There were also protests from Italian media.

“It would be very grave, if (the wiretapping) was a way to reveal the reporter’s sources,” Di Nicola told Arab News. “Protecting sources is at the basis of journalists’ work, and is also defended by the principles of the Italian Constitution.”

The investigations date back to 2017, when the government was cracking down on humanitarian groups rescuing migrants from boats in the Mediterranean.

“We want to know who authorized it (the wiretapping),” the president of the National Italian Press Federation told Italian news agency ANSA. “If the aim was to discover reporters’ sources, then journalists’ professional rights were violated.”

Journalist Nello Scavo, who works for the Catholic daily newspaper Avvenire, was one of those who was wiretapped.

He asked a source how to obtain a video that showed violence against migrants in Libya, a hub for traffickers who launch boats crowded with migrants toward European shores.

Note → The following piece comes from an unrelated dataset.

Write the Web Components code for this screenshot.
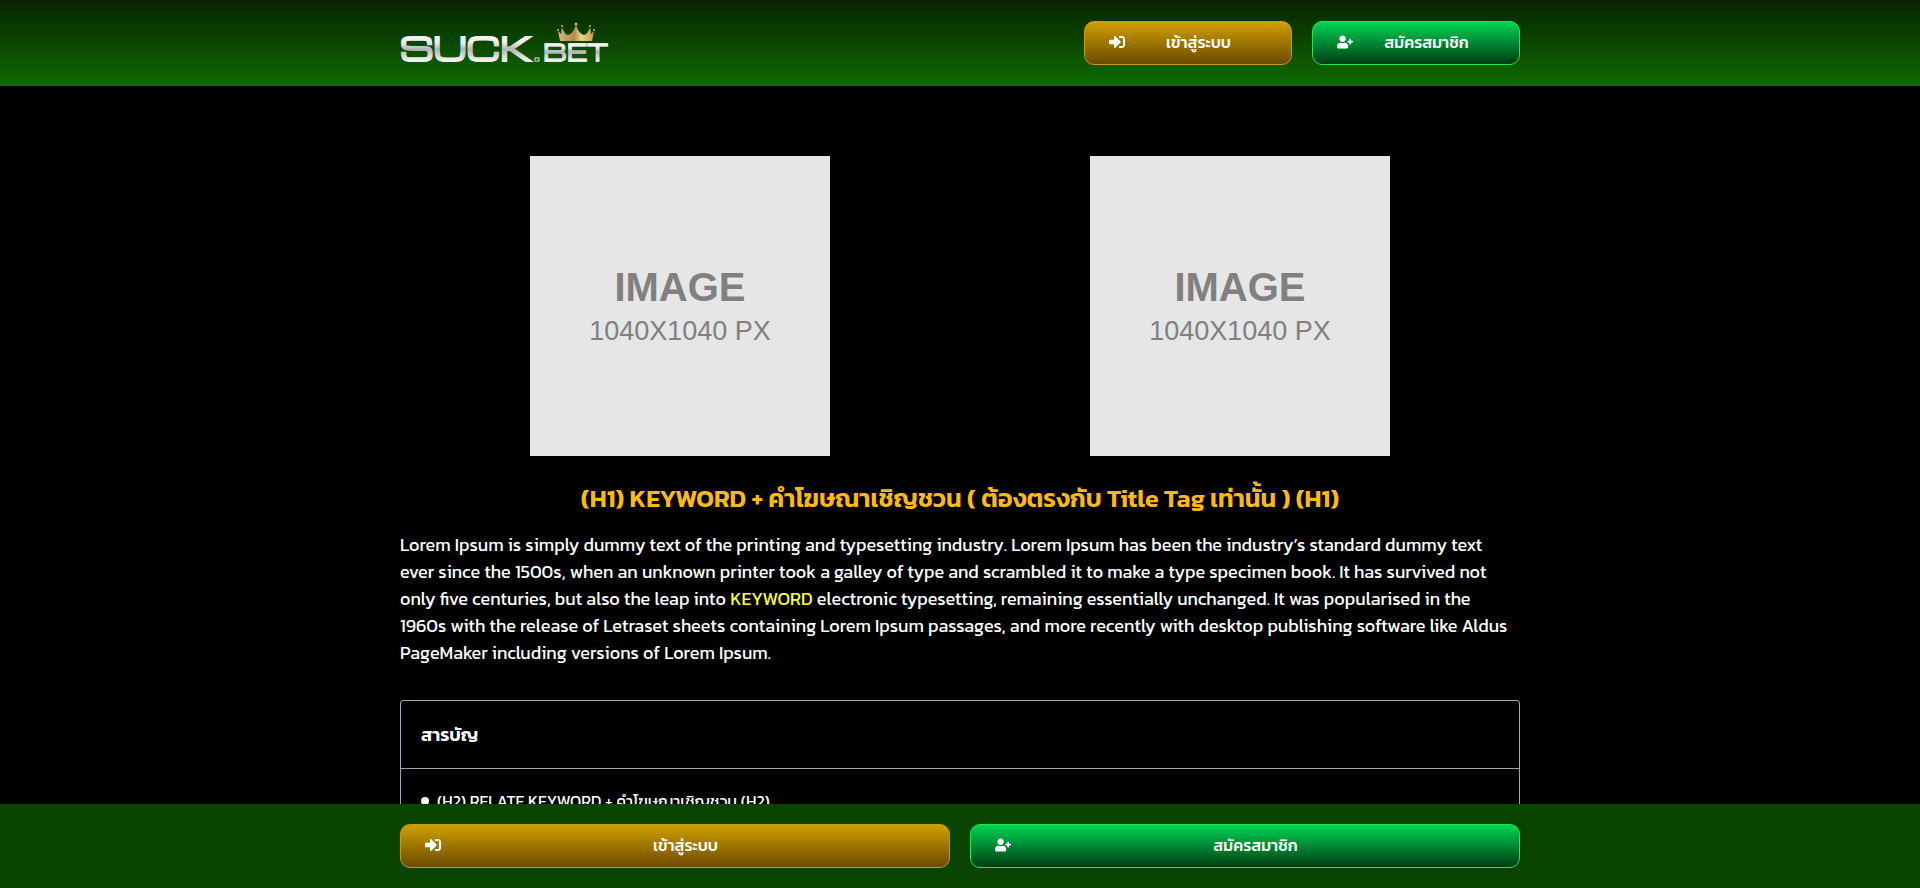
<!DOCTYPE html>
<html lang="th">
<head>
<meta charset="utf-8">
<meta name="viewport" content="width=device-width, initial-scale=1">
<title>SUCK.BET</title>
<style>
  body { margin: 0; background: #000; color: #fff; font: 400 18px/27px Kanit, "Noto Sans", "Noto Sans Thai", sans-serif; }
</style>
</head>
<body>
<suck-page></suck-page>
<script>
const define = (name, html) => {
  const template = document.createElement('template');
  template.innerHTML = html;
  customElements.define(name, class extends HTMLElement {
    constructor() {
      super();
      this.attachShadow({ mode: 'open' }).append(template.content.cloneNode(true));
    }
  });
};

define('brand-logo', `
  <style>
    :host { display: block; }
    a, svg { display: block; }
    svg { overflow: visible; }
    text { font-family: Michroma, Orbitron, "DejaVu Sans", sans-serif; font-weight: 700; fill: url(#silver); stroke: url(#silver); }
  </style>
  <a href="#" aria-label="SUCK.BET">
    <svg width="208" height="60" viewBox="0 -8 208 60">
      <defs>
        <linearGradient id="silver" x1="0" y1="0" x2="0" y2="1">
          <stop offset="0" stop-color="#fff"/><stop offset=".4" stop-color="#eee"/>
          <stop offset=".55" stop-color="#b4b4b4"/><stop offset=".8" stop-color="#f4f4f4"/>
        </linearGradient>
        <linearGradient id="gold">
          <stop offset="0" stop-color="#d9b878"/><stop offset=".45" stop-color="#b18a49"/>
          <stop offset=".65" stop-color="#ecd28a"/><stop offset="1" stop-color="#c49a50"/>
        </linearGradient>
      </defs>
      <text x="0" y="40" font-size="32" stroke-width="1">SUCK</text>
      <rect x="135" y="37" width="4" height="3" fill="none" stroke="#ddd"/>
      <text x="143" y="40" font-size="23" stroke-width=".5">BET</text>
      <path fill="url(#gold)" d="M160 20 158 10 161 13 162 6Q164 13 168 14 173 13 176 4 179 13 184 14 188 13 190 6L191 13 194 10 192 20Z"/>
      <g fill="#d5b16c"><circle cx="158" cy="9" r="1"/><circle cx="162" cy="5" r="1"/><circle cx="176" cy="3" r="1.500"/><circle cx="190" cy="5" r="1"/><circle cx="194" cy="9" r="1"/></g>
    </svg>
  </a>`);

define('icon-login', `
  <style>:host, svg { display: block; width: 16px; height: 16px; }</style>
  <svg viewBox="0 0 512 512" fill="currentColor" aria-hidden="true"><path d="M416 448h-84c-6.600 0-12-5.400-12-12v-40c0-6.600 5.400-12 12-12h84c17.700 0 32-14.300 32-32V160c0-17.700-14.300-32-32-32h-84c-6.600 0-12-5.400-12-12V76c0-6.600 5.400-12 12-12h84c53 0 96 43 96 96v192c0 53-43 96-96 96zm-47-209L201 71c-15-15-41-4.500-41 17v96H24c-13.300 0-24 10.700-24 24v96c0 13.300 10.700 24 24 24h136v96c0 21.500 26 32 41 17l168-168c9.300-9.400 9.300-24.600 0-34z"/></svg>`);

define('icon-join', `
  <style>:host, svg { display: block; width: 16px; height: 16px; }</style>
  <svg viewBox="0 0 640 512" fill="currentColor" aria-hidden="true"><path d="M624 208h-64v-64c0-8.800-7.200-16-16-16h-32c-8.800 0-16 7.200-16 16v64h-64c-8.800 0-16 7.200-16 16v32c0 8.800 7.200 16 16 16h64v64c0 8.800 7.200 16 16 16h32c8.800 0 16-7.200 16-16v-64h64c8.800 0 16-7.200 16-16v-32c0-8.800-7.200-16-16-16zm-400 48c70.700 0 128-57.300 128-128S294.700 0 224 0 96 57.300 96 128s57.300 128 128 128zm89.600 32h-16.700c-22.200 10.200-46.900 16-72.900 16s-50.600-5.800-72.900-16h-16.700C60.200 288 0 348.200 0 422.400V464c0 26.500 21.500 48 48 48h352c26.500 0 48-21.500 48-48v-41.600c0-74.200-60.200-134.400-134.400-134.400z"/></svg>`);

define('action-button', `
  <style>
    :host { display: block; --top: #d0a000; --bottom: #6b4a00; --edge: #c39a1b; }
    :host([kind="join"]) { --top: #00d455; --bottom: #003d12; --edge: #22e64e; }
    button { box-sizing: border-box; display: flex; align-items: center; gap: 5px; width: 100%; height: 44px; margin: 0; padding: 0 24px 2px; border: 1px solid var(--edge); border-radius: 10px; background: linear-gradient(var(--top), var(--bottom)); color: #fff; font: inherit; font-size: 16px; font-weight: 500; line-height: 24px; cursor: pointer; }
    span { flex: 1; text-align: center; white-space: nowrap; }
  </style>
  <button type="button"><slot name="icon"></slot><span><slot></slot></span></button>`);

define('site-header', `
  <style>
    :host { display: block; background: linear-gradient(#062300, #106b00); }
    .inner { box-sizing: border-box; max-width: 1120px; min-height: 86px; margin: 0 auto; display: flex; align-items: center; justify-content: space-between; }
    nav { display: flex; gap: 20px; }
    action-button { width: 208px; }
  </style>
  <div class="inner">
    <brand-logo></brand-logo>
    <nav>
      <action-button><icon-login slot="icon"></icon-login>เข้าสู่ระบบ</action-button>
      <action-button kind="join"><icon-join slot="icon"></icon-join>สมัครสมาชิก</action-button>
    </nav>
  </div>`);

define('image-placeholder', `
  <style>
    :host { box-sizing: border-box; display: flex; flex-direction: column; align-items: center; justify-content: center; width: 300px; height: 300px; padding-top: 6px; background: #e6e6e6; color: #808080; font-family: "Liberation Sans", Arial, sans-serif; }
    b { font-size: 40px; line-height: 44px; }
    span { font-size: 27px; line-height: 44px; }
  </style>
  <b>IMAGE</b><span>1040X1040 PX</span>`);

define('contents-box', `
  <style>
    :host { display: block; border: 1px solid #9da5ae; border-radius: 3px; }
    h4 { margin: 0; padding: 20px; border-bottom: 1px solid #9da5ae; font-size: 18px; line-height: 27px; font-weight: 600; }
    ul { margin: 0; padding: 20px; list-style: none; }
    li { display: flex; align-items: center; gap: 8px; font-size: 16px; line-height: 24px; }
    li::before { content: ""; width: 8px; height: 8px; border-radius: 50%; background: #fff; }
    a { color: inherit; text-decoration: none; }
  </style>
  <h4>สารบัญ</h4>
  <ul><li><a href="#">(H2) RELATE KEYWORD + คำโฆษณาเชิญชวน (H2)</a></li></ul>`);

define('bottom-bar', `
  <style>
    :host { position: fixed; inset: auto 0 0 0; display: block; background: #094500; }
    .inner { max-width: 1120px; margin: 0 auto; padding: 20px 0; display: grid; grid-template-columns: 1fr 1fr; gap: 20px; }
  </style>
  <div class="inner">
    <action-button><icon-login slot="icon"></icon-login>เข้าสู่ระบบ</action-button>
    <action-button kind="join"><icon-join slot="icon"></icon-join>สมัครสมาชิก</action-button>
  </div>`);

define('suck-page', `
  <style>
    :host { display: block; padding-bottom: 84px; }
    main { max-width: 1120px; margin: 0 auto; padding-top: 70px; }
    .pictures { display: grid; grid-template-columns: 1fr 1fr; justify-items: center; }
    h1 { margin: 23px 0 13px; color: #fdb913; font-size: 25px; line-height: 39px; font-weight: 600; text-align: center; }
    p { margin: 0 0 34px; }
    p a { color: #ffff2e; text-decoration: none; }
  </style>
  <site-header></site-header>
  <main>
    <div class="pictures"><image-placeholder></image-placeholder><image-placeholder></image-placeholder></div>
    <h1>(H1) KEYWORD + คำโฆษณาเชิญชวน ( ต้องตรงกับ Title Tag เท่านั้น ) (H1)</h1>
    <p>Lorem Ipsum is simply dummy text of the printing and typesetting industry. Lorem Ipsum has been the industry’s standard dummy text ever since the 1500s, when an unknown printer took a galley of type and scrambled it to make a type specimen book. It has survived not only five centuries, but also the leap into <a href="#">KEYWORD</a> electronic typesetting, remaining essentially unchanged. It was popularised in the 1960s with the release of Letraset sheets containing Lorem Ipsum passages, and more recently with desktop publishing software like Aldus PageMaker including versions of Lorem Ipsum.</p>
    <contents-box></contents-box>
  </main>
  <bottom-bar></bottom-bar>`);
</script>
</body>
</html>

“Justice Minister Marta Cartabia must clarify this situation,” Sergio Scandura, Sicily correspondent for Radio Radicale and one of the wiretapped reporters, told Arab News. “We want to know who ordered those phone tappings and why, despite everyone knowing that the sources of the press must always be preserved.”

There was no comment from Italian prosecutors, who generally do not talk about ongoing investigations.

However, Justice Ministry sources told Arab News that Cartabia was going to send inspectors to Sicily in the next few days in order to “clarify the situation.”